A Eucaristia e a Presença de Jesus que os cristãos experimentavam na sua celebração, permitiam que Deus fizesse parte do quotidiano e o mudasse dum modo radical, oferecendo a todos um novo e infinito horizonte de vida: aos escravos, permitia-lhes gozar a liberdade verdadeira; aos pobres, permitia-lhes erguer a cabeça diante das dificuldades e sofrimentos; aos ricos, convidava-os a repartir o que tinham; aos senhores, levava-os a respeitar os servos, a tratá-los como irmãos; aos servos convidava-os a viver o serviço com os mesmos sentimentos de Jesus; aos filósofos, convidava-os a pensar como Jesus (o Logos feito carne) é a chave, a lógica de todo o universo; aos governantes levava-os a pensar primeiro no bem comum, e só depois nos interesses próprios… a todos mostrava que é possível viver com novos critérios e ousar a civilização do amor.

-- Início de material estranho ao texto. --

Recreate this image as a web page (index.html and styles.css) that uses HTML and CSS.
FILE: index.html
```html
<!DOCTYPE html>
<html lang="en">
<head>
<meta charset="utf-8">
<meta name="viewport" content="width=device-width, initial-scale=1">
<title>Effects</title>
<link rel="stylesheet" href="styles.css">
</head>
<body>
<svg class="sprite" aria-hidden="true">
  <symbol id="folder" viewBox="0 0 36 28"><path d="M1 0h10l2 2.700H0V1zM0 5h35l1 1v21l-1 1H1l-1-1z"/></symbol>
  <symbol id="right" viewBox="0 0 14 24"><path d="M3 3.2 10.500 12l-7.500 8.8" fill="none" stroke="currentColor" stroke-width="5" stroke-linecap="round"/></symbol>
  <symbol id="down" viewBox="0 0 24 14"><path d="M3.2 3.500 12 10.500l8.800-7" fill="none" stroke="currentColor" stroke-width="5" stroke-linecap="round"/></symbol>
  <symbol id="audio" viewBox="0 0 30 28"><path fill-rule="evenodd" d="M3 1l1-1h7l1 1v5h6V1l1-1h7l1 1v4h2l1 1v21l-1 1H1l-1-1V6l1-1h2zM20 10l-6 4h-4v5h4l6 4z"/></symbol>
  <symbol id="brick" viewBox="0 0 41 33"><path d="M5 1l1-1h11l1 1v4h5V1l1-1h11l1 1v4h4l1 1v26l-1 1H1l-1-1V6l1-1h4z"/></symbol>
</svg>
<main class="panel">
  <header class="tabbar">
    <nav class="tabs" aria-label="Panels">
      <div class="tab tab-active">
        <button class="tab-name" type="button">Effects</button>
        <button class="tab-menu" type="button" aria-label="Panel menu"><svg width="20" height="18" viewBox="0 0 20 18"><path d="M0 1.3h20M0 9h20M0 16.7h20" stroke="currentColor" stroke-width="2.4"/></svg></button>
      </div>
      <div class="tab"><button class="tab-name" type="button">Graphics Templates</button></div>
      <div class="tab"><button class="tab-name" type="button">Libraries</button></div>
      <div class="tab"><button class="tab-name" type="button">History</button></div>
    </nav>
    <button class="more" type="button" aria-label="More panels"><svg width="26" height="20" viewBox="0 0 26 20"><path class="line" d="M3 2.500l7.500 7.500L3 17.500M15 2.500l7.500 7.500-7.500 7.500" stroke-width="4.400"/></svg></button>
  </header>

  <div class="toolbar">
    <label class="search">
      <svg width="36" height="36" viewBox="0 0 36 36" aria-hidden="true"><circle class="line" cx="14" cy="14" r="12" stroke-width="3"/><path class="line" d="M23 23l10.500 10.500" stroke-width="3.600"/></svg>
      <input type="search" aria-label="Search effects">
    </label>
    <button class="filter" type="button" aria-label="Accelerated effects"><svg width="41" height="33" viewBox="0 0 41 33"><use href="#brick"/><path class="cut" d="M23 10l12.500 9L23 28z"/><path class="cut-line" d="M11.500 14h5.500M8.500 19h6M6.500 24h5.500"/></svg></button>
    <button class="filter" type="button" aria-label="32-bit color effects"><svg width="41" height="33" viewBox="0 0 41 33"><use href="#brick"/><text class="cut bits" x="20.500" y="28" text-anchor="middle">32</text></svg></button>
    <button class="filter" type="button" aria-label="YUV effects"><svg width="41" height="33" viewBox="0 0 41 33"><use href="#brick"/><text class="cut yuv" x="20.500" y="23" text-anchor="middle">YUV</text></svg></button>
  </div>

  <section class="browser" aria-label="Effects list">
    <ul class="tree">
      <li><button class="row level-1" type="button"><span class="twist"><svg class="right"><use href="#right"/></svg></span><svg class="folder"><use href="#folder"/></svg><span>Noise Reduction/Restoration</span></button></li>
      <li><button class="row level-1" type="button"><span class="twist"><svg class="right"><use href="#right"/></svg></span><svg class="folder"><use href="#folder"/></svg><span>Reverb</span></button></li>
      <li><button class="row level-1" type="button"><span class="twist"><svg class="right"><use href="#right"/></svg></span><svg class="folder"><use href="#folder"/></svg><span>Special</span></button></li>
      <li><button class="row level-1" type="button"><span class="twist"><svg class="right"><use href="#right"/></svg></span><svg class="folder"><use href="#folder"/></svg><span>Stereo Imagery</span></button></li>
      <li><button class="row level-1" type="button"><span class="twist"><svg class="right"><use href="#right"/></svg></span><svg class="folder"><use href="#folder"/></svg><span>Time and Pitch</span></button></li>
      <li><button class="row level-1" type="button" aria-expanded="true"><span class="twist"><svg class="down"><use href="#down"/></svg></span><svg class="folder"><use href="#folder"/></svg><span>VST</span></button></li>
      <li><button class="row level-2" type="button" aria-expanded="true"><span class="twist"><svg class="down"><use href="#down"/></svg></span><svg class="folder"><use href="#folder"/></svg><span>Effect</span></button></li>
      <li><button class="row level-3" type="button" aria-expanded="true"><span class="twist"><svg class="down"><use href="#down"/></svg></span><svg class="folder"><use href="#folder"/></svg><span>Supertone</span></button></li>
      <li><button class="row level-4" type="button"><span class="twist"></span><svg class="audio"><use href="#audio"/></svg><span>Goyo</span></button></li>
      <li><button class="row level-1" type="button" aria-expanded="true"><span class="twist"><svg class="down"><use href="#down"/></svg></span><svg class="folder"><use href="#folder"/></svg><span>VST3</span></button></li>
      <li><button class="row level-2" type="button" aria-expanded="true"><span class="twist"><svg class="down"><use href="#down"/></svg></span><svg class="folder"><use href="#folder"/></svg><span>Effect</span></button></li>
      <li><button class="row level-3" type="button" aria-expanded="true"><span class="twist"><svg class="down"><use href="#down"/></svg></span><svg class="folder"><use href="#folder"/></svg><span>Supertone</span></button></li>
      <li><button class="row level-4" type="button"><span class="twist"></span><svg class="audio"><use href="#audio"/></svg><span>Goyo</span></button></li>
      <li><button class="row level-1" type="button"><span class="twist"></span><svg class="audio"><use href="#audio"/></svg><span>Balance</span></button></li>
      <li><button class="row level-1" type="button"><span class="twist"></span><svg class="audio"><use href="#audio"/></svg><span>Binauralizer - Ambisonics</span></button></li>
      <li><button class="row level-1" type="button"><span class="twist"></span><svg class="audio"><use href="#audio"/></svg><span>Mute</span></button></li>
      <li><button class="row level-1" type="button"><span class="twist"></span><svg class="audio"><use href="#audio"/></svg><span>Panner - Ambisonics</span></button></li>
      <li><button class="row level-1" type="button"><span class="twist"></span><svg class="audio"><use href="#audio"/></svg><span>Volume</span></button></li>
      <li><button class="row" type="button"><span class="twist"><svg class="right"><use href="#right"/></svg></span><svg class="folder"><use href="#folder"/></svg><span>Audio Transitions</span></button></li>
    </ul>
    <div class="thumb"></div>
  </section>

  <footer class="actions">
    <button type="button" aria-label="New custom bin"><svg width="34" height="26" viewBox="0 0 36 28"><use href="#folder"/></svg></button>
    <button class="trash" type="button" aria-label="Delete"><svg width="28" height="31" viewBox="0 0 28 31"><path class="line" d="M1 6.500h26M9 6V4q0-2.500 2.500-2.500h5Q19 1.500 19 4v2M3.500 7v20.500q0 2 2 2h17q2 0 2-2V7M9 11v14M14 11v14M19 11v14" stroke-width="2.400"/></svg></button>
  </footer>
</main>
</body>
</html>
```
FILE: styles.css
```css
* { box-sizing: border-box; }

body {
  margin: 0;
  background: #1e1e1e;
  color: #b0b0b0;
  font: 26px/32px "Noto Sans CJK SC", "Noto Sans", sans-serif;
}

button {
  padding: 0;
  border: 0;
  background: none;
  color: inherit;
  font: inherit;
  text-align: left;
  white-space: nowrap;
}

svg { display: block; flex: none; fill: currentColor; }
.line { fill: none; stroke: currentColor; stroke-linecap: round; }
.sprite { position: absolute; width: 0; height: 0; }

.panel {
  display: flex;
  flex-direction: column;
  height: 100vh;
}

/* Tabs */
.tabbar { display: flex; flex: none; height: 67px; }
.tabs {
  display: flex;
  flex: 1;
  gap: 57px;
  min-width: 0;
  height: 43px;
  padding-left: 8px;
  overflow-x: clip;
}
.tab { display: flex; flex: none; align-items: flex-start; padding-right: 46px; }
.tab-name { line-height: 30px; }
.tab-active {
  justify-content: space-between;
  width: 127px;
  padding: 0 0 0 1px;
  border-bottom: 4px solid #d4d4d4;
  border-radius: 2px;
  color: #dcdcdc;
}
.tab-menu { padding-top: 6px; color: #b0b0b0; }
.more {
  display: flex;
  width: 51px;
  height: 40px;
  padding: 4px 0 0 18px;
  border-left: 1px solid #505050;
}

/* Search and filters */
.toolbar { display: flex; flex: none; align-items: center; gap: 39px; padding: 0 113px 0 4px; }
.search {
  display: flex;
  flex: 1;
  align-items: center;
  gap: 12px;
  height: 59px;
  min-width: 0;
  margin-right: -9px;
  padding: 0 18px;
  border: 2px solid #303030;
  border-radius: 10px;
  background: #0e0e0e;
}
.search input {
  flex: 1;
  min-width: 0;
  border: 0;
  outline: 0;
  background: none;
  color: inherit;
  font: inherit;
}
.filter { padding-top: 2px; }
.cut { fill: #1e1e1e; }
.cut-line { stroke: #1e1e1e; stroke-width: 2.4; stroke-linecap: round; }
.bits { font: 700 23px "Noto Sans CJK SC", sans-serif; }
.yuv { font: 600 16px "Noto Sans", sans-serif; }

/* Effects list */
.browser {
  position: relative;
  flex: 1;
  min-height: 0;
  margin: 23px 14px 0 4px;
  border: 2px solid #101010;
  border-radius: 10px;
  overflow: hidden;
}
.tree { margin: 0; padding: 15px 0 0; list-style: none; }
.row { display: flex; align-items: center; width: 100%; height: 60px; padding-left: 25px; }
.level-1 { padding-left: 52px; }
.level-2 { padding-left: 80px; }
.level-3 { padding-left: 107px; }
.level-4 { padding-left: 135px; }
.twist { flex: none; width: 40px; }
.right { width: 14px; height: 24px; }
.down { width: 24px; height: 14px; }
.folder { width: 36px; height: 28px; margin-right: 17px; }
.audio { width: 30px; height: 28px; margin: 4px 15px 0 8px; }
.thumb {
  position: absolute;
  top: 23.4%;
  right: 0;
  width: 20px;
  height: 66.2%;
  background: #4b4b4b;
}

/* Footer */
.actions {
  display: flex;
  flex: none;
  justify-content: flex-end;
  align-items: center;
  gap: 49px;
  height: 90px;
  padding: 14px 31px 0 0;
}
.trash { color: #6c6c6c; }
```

A celebração da Eucaristia constituiu, por isso, uma verdadeira revolução — uma revolução realizada não a partir das forças humanas e da capacidade de mobilização dum líder, como sucedeu com Spartacus (o escravo que se revoltou contra o Império e que logo foi derrotado), mas uma revolução realizada a partir de dentro, de Deus, da Sua força e da Sua graça.
Uma revolução que, por isso, permanece vitoriosa. Uma revolução que efectivamente transformou, dum modo radical, as estruturas dum mundo velho e caduco, como era o Império Romano, dando origem a uma nova cultura, mais humana e mais divina, mesmo que (como todos sabemos) não isenta de pecados e de fragilidades. Tratava-se de viver conscientes de uma Presença divina, ao nosso lado e em nós — Presença que, colocando a claro (denunciando) o pecado humano, se tornava o princípio dum mundo novo: Deus connosco e em nós, "esperança de glória" (Col 1,27).

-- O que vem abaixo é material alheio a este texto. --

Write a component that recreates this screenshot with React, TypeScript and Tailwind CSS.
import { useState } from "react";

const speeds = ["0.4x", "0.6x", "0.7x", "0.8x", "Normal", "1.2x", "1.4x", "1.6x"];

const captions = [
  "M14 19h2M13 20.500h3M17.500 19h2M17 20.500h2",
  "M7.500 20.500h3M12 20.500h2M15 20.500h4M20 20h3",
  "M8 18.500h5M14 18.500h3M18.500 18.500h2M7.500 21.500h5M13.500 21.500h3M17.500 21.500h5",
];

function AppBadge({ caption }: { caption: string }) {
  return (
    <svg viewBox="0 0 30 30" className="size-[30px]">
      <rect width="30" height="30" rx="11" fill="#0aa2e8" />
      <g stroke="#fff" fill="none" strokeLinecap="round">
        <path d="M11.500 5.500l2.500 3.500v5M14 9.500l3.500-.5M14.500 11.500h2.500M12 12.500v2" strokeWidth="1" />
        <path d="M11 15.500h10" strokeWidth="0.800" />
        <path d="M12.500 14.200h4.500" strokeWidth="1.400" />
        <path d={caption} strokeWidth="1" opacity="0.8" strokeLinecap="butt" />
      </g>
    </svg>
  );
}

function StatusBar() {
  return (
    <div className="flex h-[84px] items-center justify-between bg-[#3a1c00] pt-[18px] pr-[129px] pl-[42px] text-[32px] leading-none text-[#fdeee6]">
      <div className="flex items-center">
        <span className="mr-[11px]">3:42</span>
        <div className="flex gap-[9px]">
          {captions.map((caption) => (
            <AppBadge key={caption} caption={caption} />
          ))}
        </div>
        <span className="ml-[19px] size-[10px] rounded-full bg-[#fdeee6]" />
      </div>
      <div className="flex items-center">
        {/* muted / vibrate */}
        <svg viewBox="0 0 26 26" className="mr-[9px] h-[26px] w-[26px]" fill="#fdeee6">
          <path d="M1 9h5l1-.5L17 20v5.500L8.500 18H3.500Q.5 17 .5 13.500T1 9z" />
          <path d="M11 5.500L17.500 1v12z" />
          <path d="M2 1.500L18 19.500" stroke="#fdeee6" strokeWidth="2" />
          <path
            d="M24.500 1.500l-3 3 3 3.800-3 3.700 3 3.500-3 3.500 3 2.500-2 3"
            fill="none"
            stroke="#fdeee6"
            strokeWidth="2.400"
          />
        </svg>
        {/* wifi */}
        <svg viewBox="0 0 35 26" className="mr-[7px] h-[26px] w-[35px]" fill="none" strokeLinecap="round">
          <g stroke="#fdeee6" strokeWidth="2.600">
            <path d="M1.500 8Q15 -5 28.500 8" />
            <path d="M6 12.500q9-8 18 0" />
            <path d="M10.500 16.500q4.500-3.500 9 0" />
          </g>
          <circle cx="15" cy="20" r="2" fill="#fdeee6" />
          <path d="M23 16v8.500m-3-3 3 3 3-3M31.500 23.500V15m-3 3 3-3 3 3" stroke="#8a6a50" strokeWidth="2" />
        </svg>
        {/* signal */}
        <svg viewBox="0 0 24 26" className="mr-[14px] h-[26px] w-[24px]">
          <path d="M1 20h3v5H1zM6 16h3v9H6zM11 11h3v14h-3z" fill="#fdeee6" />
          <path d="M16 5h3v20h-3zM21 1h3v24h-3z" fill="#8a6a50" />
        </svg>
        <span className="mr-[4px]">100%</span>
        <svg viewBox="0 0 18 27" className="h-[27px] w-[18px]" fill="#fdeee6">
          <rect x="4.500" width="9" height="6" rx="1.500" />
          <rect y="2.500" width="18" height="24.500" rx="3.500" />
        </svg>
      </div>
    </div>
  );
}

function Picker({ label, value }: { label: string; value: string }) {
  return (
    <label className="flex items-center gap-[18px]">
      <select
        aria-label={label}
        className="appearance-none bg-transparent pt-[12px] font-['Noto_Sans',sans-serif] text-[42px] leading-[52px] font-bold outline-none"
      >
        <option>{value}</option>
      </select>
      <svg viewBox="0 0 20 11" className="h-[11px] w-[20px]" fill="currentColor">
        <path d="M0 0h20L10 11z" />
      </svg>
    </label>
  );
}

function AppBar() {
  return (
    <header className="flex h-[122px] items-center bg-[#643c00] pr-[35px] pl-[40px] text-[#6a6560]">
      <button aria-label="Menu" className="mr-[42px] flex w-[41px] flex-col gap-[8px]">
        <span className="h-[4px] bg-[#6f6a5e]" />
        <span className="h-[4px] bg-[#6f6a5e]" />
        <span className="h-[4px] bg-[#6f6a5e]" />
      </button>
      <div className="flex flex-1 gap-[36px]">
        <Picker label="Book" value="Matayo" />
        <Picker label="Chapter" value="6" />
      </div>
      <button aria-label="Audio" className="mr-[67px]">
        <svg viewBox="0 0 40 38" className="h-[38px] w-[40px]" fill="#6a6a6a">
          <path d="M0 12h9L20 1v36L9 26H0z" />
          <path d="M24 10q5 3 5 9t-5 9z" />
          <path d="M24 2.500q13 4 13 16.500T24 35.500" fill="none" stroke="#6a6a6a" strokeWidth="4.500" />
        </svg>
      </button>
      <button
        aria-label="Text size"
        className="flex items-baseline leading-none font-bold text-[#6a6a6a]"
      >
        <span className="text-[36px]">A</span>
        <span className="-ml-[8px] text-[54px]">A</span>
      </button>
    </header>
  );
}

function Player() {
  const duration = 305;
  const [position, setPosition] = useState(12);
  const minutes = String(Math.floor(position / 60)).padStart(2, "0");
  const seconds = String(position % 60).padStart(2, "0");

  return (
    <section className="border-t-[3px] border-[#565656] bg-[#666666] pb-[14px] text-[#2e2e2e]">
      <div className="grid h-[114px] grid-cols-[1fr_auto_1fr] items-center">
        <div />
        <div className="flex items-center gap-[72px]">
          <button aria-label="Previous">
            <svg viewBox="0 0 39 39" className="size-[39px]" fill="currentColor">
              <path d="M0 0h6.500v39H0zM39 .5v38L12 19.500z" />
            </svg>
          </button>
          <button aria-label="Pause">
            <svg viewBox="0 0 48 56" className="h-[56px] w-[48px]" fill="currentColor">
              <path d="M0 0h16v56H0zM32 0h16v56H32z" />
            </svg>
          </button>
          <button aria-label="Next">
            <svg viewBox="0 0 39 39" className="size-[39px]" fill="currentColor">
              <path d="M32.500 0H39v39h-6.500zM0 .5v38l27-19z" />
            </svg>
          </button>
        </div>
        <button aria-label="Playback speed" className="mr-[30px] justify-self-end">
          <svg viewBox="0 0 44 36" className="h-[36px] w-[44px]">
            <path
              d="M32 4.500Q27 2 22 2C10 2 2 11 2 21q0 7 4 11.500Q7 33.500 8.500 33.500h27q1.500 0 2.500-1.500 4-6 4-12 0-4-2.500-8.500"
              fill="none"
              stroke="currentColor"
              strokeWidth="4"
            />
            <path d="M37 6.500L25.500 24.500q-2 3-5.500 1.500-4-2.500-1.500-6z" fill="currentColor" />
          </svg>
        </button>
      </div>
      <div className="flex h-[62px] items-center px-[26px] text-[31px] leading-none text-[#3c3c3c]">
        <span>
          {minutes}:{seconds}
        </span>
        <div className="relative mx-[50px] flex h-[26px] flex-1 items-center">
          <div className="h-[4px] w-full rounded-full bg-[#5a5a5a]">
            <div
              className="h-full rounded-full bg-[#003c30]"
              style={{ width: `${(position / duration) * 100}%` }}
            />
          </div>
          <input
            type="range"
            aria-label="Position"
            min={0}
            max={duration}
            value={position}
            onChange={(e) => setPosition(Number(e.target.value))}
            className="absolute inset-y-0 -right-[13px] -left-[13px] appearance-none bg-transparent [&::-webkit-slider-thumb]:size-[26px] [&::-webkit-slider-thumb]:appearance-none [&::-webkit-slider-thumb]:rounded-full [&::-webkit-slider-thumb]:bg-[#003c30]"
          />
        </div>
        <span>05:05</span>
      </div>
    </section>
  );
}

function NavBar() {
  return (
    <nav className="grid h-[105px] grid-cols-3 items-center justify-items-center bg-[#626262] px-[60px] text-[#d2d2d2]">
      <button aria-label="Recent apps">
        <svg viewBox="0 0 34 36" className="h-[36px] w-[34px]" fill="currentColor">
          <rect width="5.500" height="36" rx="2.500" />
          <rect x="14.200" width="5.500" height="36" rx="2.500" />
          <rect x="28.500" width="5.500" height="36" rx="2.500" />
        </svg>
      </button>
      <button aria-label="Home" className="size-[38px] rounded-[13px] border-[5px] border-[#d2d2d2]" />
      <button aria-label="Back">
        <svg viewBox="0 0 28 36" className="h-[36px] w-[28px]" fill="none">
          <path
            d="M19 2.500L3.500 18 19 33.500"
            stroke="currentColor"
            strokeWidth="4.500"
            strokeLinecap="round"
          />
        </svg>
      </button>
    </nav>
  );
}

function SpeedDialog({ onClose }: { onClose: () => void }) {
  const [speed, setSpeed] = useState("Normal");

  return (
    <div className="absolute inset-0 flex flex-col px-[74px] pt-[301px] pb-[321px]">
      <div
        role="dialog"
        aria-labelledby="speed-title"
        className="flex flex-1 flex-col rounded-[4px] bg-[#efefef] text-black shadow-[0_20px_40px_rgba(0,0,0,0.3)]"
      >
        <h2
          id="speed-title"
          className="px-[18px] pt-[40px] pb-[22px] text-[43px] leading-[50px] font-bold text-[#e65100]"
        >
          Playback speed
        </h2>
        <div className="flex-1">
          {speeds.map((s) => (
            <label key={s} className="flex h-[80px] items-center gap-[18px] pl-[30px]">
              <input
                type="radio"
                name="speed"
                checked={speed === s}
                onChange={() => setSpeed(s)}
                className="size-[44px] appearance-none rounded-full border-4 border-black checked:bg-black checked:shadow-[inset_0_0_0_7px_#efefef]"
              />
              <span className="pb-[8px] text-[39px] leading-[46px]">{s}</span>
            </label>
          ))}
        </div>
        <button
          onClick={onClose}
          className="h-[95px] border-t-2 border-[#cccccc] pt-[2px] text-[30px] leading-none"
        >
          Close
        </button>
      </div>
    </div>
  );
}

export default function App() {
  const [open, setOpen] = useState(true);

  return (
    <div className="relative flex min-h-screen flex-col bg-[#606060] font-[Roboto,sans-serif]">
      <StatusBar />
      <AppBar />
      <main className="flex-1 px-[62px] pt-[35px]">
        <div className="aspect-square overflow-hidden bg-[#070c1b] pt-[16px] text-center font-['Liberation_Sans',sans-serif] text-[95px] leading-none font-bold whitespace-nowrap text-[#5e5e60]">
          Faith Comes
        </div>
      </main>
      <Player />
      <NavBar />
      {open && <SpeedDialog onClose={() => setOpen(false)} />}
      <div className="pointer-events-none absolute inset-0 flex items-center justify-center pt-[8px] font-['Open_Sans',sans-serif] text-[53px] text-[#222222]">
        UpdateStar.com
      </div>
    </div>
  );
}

A Presença eucarística de Jesus; a possibilidade de estar com Ele, de O vermos e escutarmos; a graça de Ele mesmo nos tocar e transformar; de nos curar (hoje tal como sucedeu outrora nos caminhos da Galileia) é, de verdade, a mola transformadora do mundo — do nosso mundo interior, espiritual, e do mundo exterior em que vivemos, trabalhamos, existimos. Ao contrário, o esquecimento dessa Presença tem originado perdas incontáveis, retrocessos, não só na vida da fé mas também na civilização, na humanidade com que somos capazes de viver.
3. Estamos habituados a que o mundo gire à volta do dinheiro, do poder ou do prazer. É assim o modo de viver do nosso tempo, que há muito abandonou a consciência de viver na Presença de Deus. Precisamos de um mundo novo que viva à volta da Presença de Deus.
É por isso que precisamos hoje daquilo a que poderíamos chamar "uma verdadeira revolução eucarística". Precisamos — cada um de nós e todos como sociedade — de nos deixarmos tocar e transformar por este Jesus que passa pelas ruas da nossa cidade.
Precisamos de deixar que Ele nos alimente com a sua Vida, porque estamos demasiado envolvidos por uma cultura da morte. Precisamos de deixar que a Presença do Senhor na Eucaristia nos cure do nosso egoísmo, para sermos capazes de olhar em primeiro lugar para o outro e para as suas necessidades — sabendo que nenhum de nós será feliz, será capaz de chegar à vida verdadeira, sem tornar felizes aqueles que se encontram ao seu lado. Precisamos de deixar que a Presença de Jesus na Eucaristia nos faça olhar mais longe, libertando-nos do ritmo infernal do dia-a-dia, mostrando-nos que a vida humana não se limita a este pedaço de tempo mais ou menos curto em que habitamos este mundo, mas é, antes, uma vida para sempre — e que a Vida Eterna apenas a encontramos com Deus e em Deus. Precisamos que a Presença de Jesus na Eucaristia nos ajude a respeitar melhor o mundo por Ele criado, e colocado à nossa disposição a fim de crescermos interior e exteriormente no Seu louvor, mostrando e proclamando as Suas maravilhas. Precisamos que a Presença de Jesus na Eucaristia nos torne mais unidos uns aos outros, partilhando e vivendo a fé como irmãos. Precisamos que a Presença de Jesus na Eucaristia nos faça mais Seus e nos ajude a rezar, cada vez mais intensa e duradoiramente, e a perdoar a todos quantos nos ofenderam.
No final desta celebração, levaremos Jesus, realmente presente na Eucaristia, pelas ruas da nossa cidade do Funchal. Peçamos-Lhe perdão por tantas vezes O ignorarmos e ofendermos. Por vivermos como se Ele não existisse ou não estivesse presente na nossa vida. Mas peçamos-Lhe, sobretudo, para as nossas Ilhas e para todo o nosso país, a graça de nos deixarmos envolver e transformar segundo a Sua vontade. E peçamos-Lhe, também, a força para contribuirmos para o bem daqueles que estão à nossa volta e para o bem de toda a nossa Região.